Face à ces demandes, plusieurs éleveurs ont exprimé leur colère et leur désarroi. « Quand il y a une bête malade, tout le monde est d’accord pour l’abattre, mais tuer des troupeaux entiers, alors qu’il faut des années pour monter une génétique et monter un troupeau, on est totalement contre », a dit à l’AFP Christophe Guénon, éleveur et maraîcher bio près de Bordeaux.
Par ailleurs, sur les barrages, des manifestants se disent « choqués » par l’usage de gaz lacrymogènes par les gendarmes en milieu de semaine en Ariège, lors de l’intervention pour empêcher l’accès des vétérinaires à une ferme touchée par le premier cas local de DNC.
La position du gouvernement et les arguments sanitaires et économiques
La ministre de l’agriculture, Annie Genevard, soutenue par l’alliance syndicale majoritaire FNSEA-Jeunes Agriculteurs, défend un protocole combinant abattage des bêtes infectées et vaccination ciblée. Elle a affirmé au quotidien Sud Ouest qu’il n’existait « aucun foyer actif de DNC sur le territoire français ».
Annoncée pour lundi, sa visite en Occitanie doit permettre « d’assister aux débuts de la vaccination sur ce territoire » pour un million de bêtes, a-t-elle indiqué, estimant que la vaccination locale reste « le chemin pour lutter contre la maladie ».
Le gouvernement appelle cependant à la prudence avant une vaccination généralisée. Sébastien Martin, ministre délégué chargé de l’industrie, a expliqué au « Grand Jury » que vacciner l’ensemble du cheptel placerait la France « comme une zone à risque » et ferait peser « un risque économique » sur la filière en limitant les exportations.
La porte-parole du gouvernement, Maud Bregeon, a défendu la stratégie actuelle comme « la plus efficace » et non politique. Elle a rappelé que la décision avait été concertée depuis juillet dernier avec un « parlement sanitaire » comprenant vétérinaires, éleveurs, chambres d’agriculture, organisations syndicales, services de l’État et l’Anses. Elle a aussi chiffré l’impact sanitaire : « Il y a 3 000 bêtes qui ont été abattues depuis le début de cette maladie… mais pour autant, c’est 0,02 % du cheptel français et ça permet de protéger les autres. »

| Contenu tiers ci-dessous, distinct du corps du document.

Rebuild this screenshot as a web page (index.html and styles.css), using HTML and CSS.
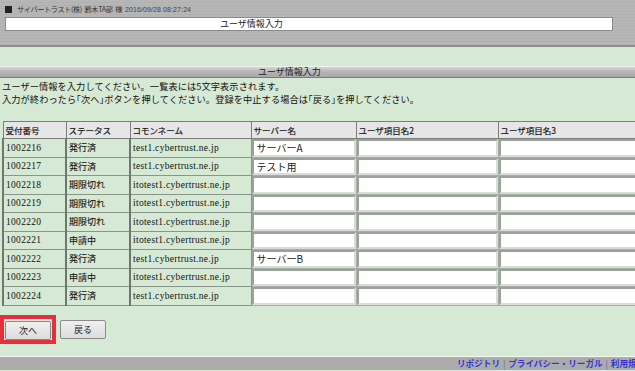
FILE: index.html
```html
<!doctype html>
<html>
	<head>
		<meta charset="utf-8">
		<title>ユーザ情報入力</title>
		<link rel="stylesheet" href="styles.css">
	</head>
	<body>
		<div class="topbar">
			<div class="user">
				<span class="mark"></span>
				<span class="name">サイバートラスト(株) 鈴木TA部 様</span>
				<span class="date">2016/09/28 08:27:24</span>
			</div>
			<div class="titlebox">ユーザ情報入力</div>
		</div>
		<div class="main">
			<div class="sechead">ユーザ情報入力</div>
			<p class="note">
				ユーザー情報を入力してください。一覧表には5文字表示されます。<br>
				入力が終わったら｢次へ｣ボタンを押してください。登録を中止する場合は｢戻る｣を押してください。
			</p>
			<table class="list">
				<colgroup>
					<col class="c-no">
					<col class="c-status">
					<col class="c-cn">
					<col class="c-server">
					<col class="c-item2">
					<col class="c-item3">
				</colgroup>
				<tr>
					<th>受付番号</th>
					<th>ステータス</th>
					<th>コモンネーム</th>
					<th>サーバー名</th>
					<th>ユーザ項目名2</th>
					<th>ユーザ項目名3</th>
				</tr>
				<tr>
					<td class="num">1002216</td>
					<td class="st">発行済</td>
					<td class="cn">test1.cybertrust.ne.jp</td>
					<td class="in"><input type="text" value="サーバーA"></td>
					<td class="in"><input type="text"></td>
					<td class="in"><input type="text"></td>
				</tr>
				<tr>
					<td class="num">1002217</td>
					<td class="st">発行済</td>
					<td class="cn">test1.cybertrust.ne.jp</td>
					<td class="in"><input type="text" value="テスト用"></td>
					<td class="in"><input type="text"></td>
					<td class="in"><input type="text"></td>
				</tr>
				<tr>
					<td class="num">1002218</td>
					<td class="st">期限切れ</td>
					<td class="cn">itotest1.cybertrust.ne.jp</td>
					<td class="in"><input type="text"></td>
					<td class="in"><input type="text"></td>
					<td class="in"><input type="text"></td>
				</tr>
				<tr>
					<td class="num">1002219</td>
					<td class="st">期限切れ</td>
					<td class="cn">itotest1.cybertrust.ne.jp</td>
					<td class="in"><input type="text"></td>
					<td class="in"><input type="text"></td>
					<td class="in"><input type="text"></td>
				</tr>
				<tr>
					<td class="num">1002220</td>
					<td class="st">期限切れ</td>
					<td class="cn">itotest1.cybertrust.ne.jp</td>
					<td class="in"><input type="text"></td>
					<td class="in"><input type="text"></td>
					<td class="in"><input type="text"></td>
				</tr>
				<tr>
					<td class="num">1002221</td>
					<td class="st">申請中</td>
					<td class="cn">itotest1.cybertrust.ne.jp</td>
					<td class="in"><input type="text"></td>
					<td class="in"><input type="text"></td>
					<td class="in"><input type="text"></td>
				</tr>
				<tr>
					<td class="num">1002222</td>
					<td class="st">発行済</td>
					<td class="cn">test1.cybertrust.ne.jp</td>
					<td class="in"><input type="text" value="サーバーB"></td>
					<td class="in"><input type="text"></td>
					<td class="in"><input type="text"></td>
				</tr>
				<tr>
					<td class="num">1002223</td>
					<td class="st">申請中</td>
					<td class="cn">itotest1.cybertrust.ne.jp</td>
					<td class="in"><input type="text"></td>
					<td class="in"><input type="text"></td>
					<td class="in"><input type="text"></td>
				</tr>
				<tr>
					<td class="num">1002224</td>
					<td class="st">発行済</td>
					<td class="cn">test1.cybertrust.ne.jp</td>
					<td class="in"><input type="text"></td>
					<td class="in"><input type="text"></td>
					<td class="in"><input type="text"></td>
				</tr>
			</table>
			<div class="buttons">
				<div class="hilite"><button type="button">次へ</button></div>
				<button type="button">戻る</button>
			</div>
		</div>
		<div class="footer">
			<a href="#">リポジトリ</a>
			<span class="sep">|</span>
			<a href="#">プライバシー・リーガル</a>
			<span class="sep">|</span>
			<a href="#">利用規約</a>
		</div>
	</body>
</html>
```

FILE: styles.css
```css
html {
	overflow : hidden;
}
body {
	margin : 0;
	width : 635px;
	height : 371px;
	overflow : hidden;
	background-color : #d5e9d5;
	font-family : "Noto Sans CJK JP", sans-serif;
	font-size : 9px;
	color : #111;
}
div.topbar {
	height : 47px;
	background : repeating-linear-gradient(#b6b6b6 0, #b6b6b6 2px, #b1b1b1 2px, #b1b1b1 3px);
	border-bottom : 2px solid #8e8e8e;
	padding : 4px 0 0 5px;
	box-sizing : border-box;
}
div.user {
	display : flex;
	align-items : center;
	gap : 3px;
	height : 10px;
	color : #333;
}
span.mark {
	width : 7px;
	height : 7px;
	background-color : #222;
	margin-right : 2px;
}
span.name {
	font-size : 7.2px;
	letter-spacing : -0.4px;
	word-spacing : 1.5px;
}
span.date {
	font-family : "Liberation Sans", sans-serif;
	font-size : 7px;
	letter-spacing : 0.1px;
	color : #444;
}
div.titlebox {
	margin-top : 3px;
	height : 12px;
	line-height : 12px;
	background-color : #fff;
	border : 1px solid #8a8a8a;
	padding-left : 214px;
	box-sizing : content-box;
	width : 392px;
	font-size : 9px;
	color : #222;
}
div.main {
	height : 310px;
	padding-top : 19px;
	box-sizing : border-box;
	border-bottom : 1px solid #f4f8f4;
}
div.sechead {
	height : 10px;
	line-height : 10px;
	background : linear-gradient(#d6d6d6, #b4b4b4 50%, #a8a8a8);
	border-top : 1px solid #eef3ee;
	border-bottom : 1px solid #7a7a7a;
	padding-left : 258px;
	font-size : 9px;
	color : #222;
}
p.note {
	margin : 2px 0 0 2px;
	line-height : 13px;
	font-size : 9.2px;
	letter-spacing : 0.1px;
}
table.list {
	margin : 15px 0 0 2px;
	border-collapse : collapse;
	table-layout : fixed;
	width : 660px;
}
col.c-no {
	width : 63px;
}
col.c-status {
	width : 64px;
}
col.c-cn {
	width : 121px;
}
col.c-server {
	width : 105px;
}
col.c-item2 {
	width : 142px;
}
col.c-item3 {
	width : 165px;
}
table.list th {
	height : 16px;
	background-color : #e6e6e6;
	border : 1px solid #7d7d7d;
	text-align : left;
	font-weight : normal;
	font-size : 8.5px;
	padding : 0 2px;
	-webkit-text-stroke : 0.2px #222;
}
table.list td {
	height : 16px;
	border : 1px solid #8a948a;
	border-left : 2px solid #6f786f;
	padding : 0 2px;
	white-space : nowrap;
	overflow : hidden;
}
td.num {
	font-family : "Liberation Serif", serif;
	font-size : 9.5px;
	letter-spacing : 0.3px;
	color : #111;
}
td.st {
	font-size : 9px;
	-webkit-text-stroke : 0.1px #222;
}
td.cn {
	font-family : "Liberation Serif", serif;
	font-size : 9.5px;
	letter-spacing : 0.3px;
	color : #111;
}
table.list td.in {
	padding : 0;
	border : 1px solid #a5ada5;
	background-color : #fff;
}
td.in input {
	display : block;
	width : 100%;
	height : 17.5px;
	box-sizing : border-box;
	margin : 0;
	border : 2px solid #9aa39a;
	border-right-color : #d8ddd8;
	border-bottom-color : #d8ddd8;
	padding : 0 3px;
	font-family : "Noto Sans CJK JP", sans-serif;
	font-size : 10px;
	color : #222;
	background-color : #fff;
	outline : none;
}
div.buttons {
	display : flex;
	align-items : center;
	gap : 4px;
	margin-top : 9px;
}
div.hilite {
	border : 4px solid #e3303e;
	padding : 2px 1px 0 1px;
}
div.buttons button {
	width : 46px;
	height : 19px;
	margin : 0;
	padding : 0;
	background : linear-gradient(#f0f0f0, #dcdcdc);
	border : 1px solid #8a8a8a;
	border-radius : 2px;
	font-family : "Noto Sans CJK JP", sans-serif;
	font-size : 9px;
	color : #222;
}
div.footer {
	height : 13px;
	line-height : 13px;
	background-color : #ababab;
	padding-left : 457px;
	white-space : nowrap;
	overflow : hidden;
	font-size : 8.6px;
	font-weight : bold;
}
div.footer a {
	color : #3434d6;
	text-decoration : none;
}
span.sep {
	color : #6060c0;
	font-weight : normal;
	margin : 0 1px;
}
```
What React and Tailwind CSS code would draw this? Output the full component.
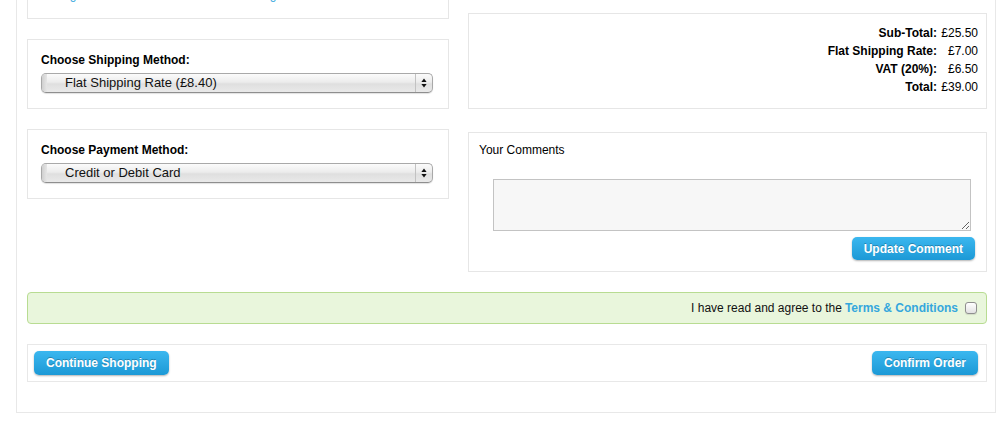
import React from "react";

function SelectBox({ value }) {
  return (
    <div className="relative flex items-center h-[20px] w-full rounded-[5px] border border-[#a9a9a9] border-b-[#8e8e8e] bg-[linear-gradient(to_bottom,#fbfbfb,#ececec_45%,#dfdfdf_55%,#e9e9e9)] shadow-[0_1px_1px_rgba(0,0,0,0.12)] overflow-hidden">
      <div className="w-[5px] self-stretch bg-[linear-gradient(to_right,#cfcfcf,#e6e6e6)]" />
      <div className="flex-1 pl-[18px] text-[13px] leading-[18px] text-[#111] font-['Liberation_Sans',Arial,sans-serif]">
        {value}
      </div>
      <div className="w-[17px] self-stretch border-l border-[#c2c2c2] flex items-center justify-center">
        <svg width="6" height="10" viewBox="0 0 6 10">
          <path d="M3 0.5 L5.6 4 L0.4 4 Z" fill="#111" />
          <path d="M3 9.5 L5.6 6 L0.4 6 Z" fill="#111" />
        </svg>
      </div>
    </div>
  );
}

function BlueButton({ children, h = "h-[24px]" }) {
  return (
    <button
      className={`inline-flex items-center ${h} px-[12px] rounded-[5px] text-white font-bold text-[12px] bg-[linear-gradient(to_bottom,#3bb7ef,#1c99d6)] shadow-[0_1px_2px_rgba(0,0,0,0.3)] [text-shadow:0_-1px_0_rgba(0,0,0,0.25)] font-['Liberation_Sans',Arial,sans-serif]`}
    >
      {children}
    </button>
  );
}

export default function App() {
  const totals = [
    ["Sub-Total:", "£25.50"],
    ["Flat Shipping Rate:", "£7.00"],
    ["VAT (20%):", "£6.50"],
    ["Total:", "£39.00"],
  ];
  return (
    <div className="bg-white min-h-[425px] overflow-hidden font-['Liberation_Sans',Arial,sans-serif] text-[12px] text-black">
      <div className="ml-[16px] -mt-[40px] w-[980px] border border-[#e8e8e8] pl-[10px] pr-[8px] pt-[10px] pb-[30px]">
        <div className="flex items-start gap-[19px]">
          {/* left column */}
          <div className="w-[422px] flex flex-col gap-[20px]">
            <div className="border border-[#e6e6e6] pt-[16px] pb-[15px] pl-[13px] flex leading-[15px]">
              <span className="w-[200px] text-[#35a7dd]">Change</span>
              <span className="text-[#35a7dd]">Change</span>
            </div>
            <div className="border border-[#e6e6e6] pt-[12px] pb-[15px] pl-[13px] pr-[15px]">
              <div className="font-bold leading-[16px]">Choose Shipping Method:</div>
              <div className="mt-[5px]">
                <SelectBox value="Flat Shipping Rate (£8.40)" />
              </div>
            </div>
            <div className="border border-[#e6e6e6] pt-[12px] pb-[15px] pl-[13px] pr-[15px]">
              <div className="font-bold leading-[16px]">Choose Payment Method:</div>
              <div className="mt-[5px]">
                <SelectBox value="Credit or Debit Card" />
              </div>
            </div>
          </div>

          {/* right column */}
          <div className="w-[519px] mt-[42px]">
            <div className="border border-[#e6e6e6] pt-[10px] pb-[12px] pr-[8px] flex justify-end">
              <table className="border-collapse">
                <tbody>
                  {totals.map(([l, v]) => (
                    <tr key={l} className="h-[18px]">
                      <td className="p-0 pr-[4px] text-right font-bold leading-[18px]">{l}</td>
                      <td className="p-0 w-[37px] text-right leading-[18px]">{v}</td>
                    </tr>
                  ))}
                </tbody>
              </table>
            </div>

            <div className="mt-[23px] border border-[#e6e6e6] pt-[10px] pl-[10px] pr-[11px] pb-[11px]">
              <div className="leading-[14px]">Your Comments</div>
              <textarea className="block mt-[22px] ml-[14px] w-[478px] h-[52px] border border-[#c3c3c3] bg-[#f7f7f7] outline-none" />
              <div className="flex justify-end mt-[6px]">
                <BlueButton h="h-[23px]">Update Comment</BlueButton>
              </div>
            </div>
          </div>
        </div>

        <div className="mt-[20px] h-[32px] rounded-[4px] border border-[#b8dc92] bg-[#e9f6dc] flex items-center justify-end pr-[9px] text-[#111]">
          <span>I have read and agree to the </span>
          <span className="ml-[3px] font-bold text-[#35a7dd]">Terms &amp; Conditions</span>
          <span className="ml-[7px] w-[12px] h-[12px] rounded-[3px] border border-[#8f8f8f] bg-[linear-gradient(to_bottom,#ffffff,#e2e2e2)] shadow-[0_1px_1px_rgba(0,0,0,0.1)]" />
        </div>

        <div className="mt-[20px] border border-[#e8e8e8] pt-[6px] pb-[6px] pl-[6px] pr-[8px] flex justify-between">
          <BlueButton>Continue Shopping</BlueButton>
          <BlueButton>Confirm Order</BlueButton>
        </div>
      </div>
    </div>
  );
}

Tensions politiques régionales et autres enjeux
La présidente de la région Occitanie, Carole Delga (Parti socialiste), a adressé une lettre ouverte au premier ministre — nommément cité dans son courrier comme Sébastien Lecornu — demandant une intervention rapide pour « garantir un dialogue franc et sincère avec les agriculteurs ». Dans cette lettre, Mme Delga évoque « l’indignation et la colère » face à la gestion de la crise et au « désespoir d’un peuple ».
Outre les questions sanitaires, les mobilisations agricoles se nourrissent d’autres dossiers sensibles, parmi lesquels les accords commerciaux du Mercosur et la baisse annoncée du budget de la politique agricole commune (PAC), qui accentuent le sentiment d’urgence au sein des campagnes.
La situation reste tendue alors que se multiplient les blocages et que la campagne de vaccination ciblée débute en Occitanie, au moment même où les éleveurs réclament une réponse plus large du gouvernement.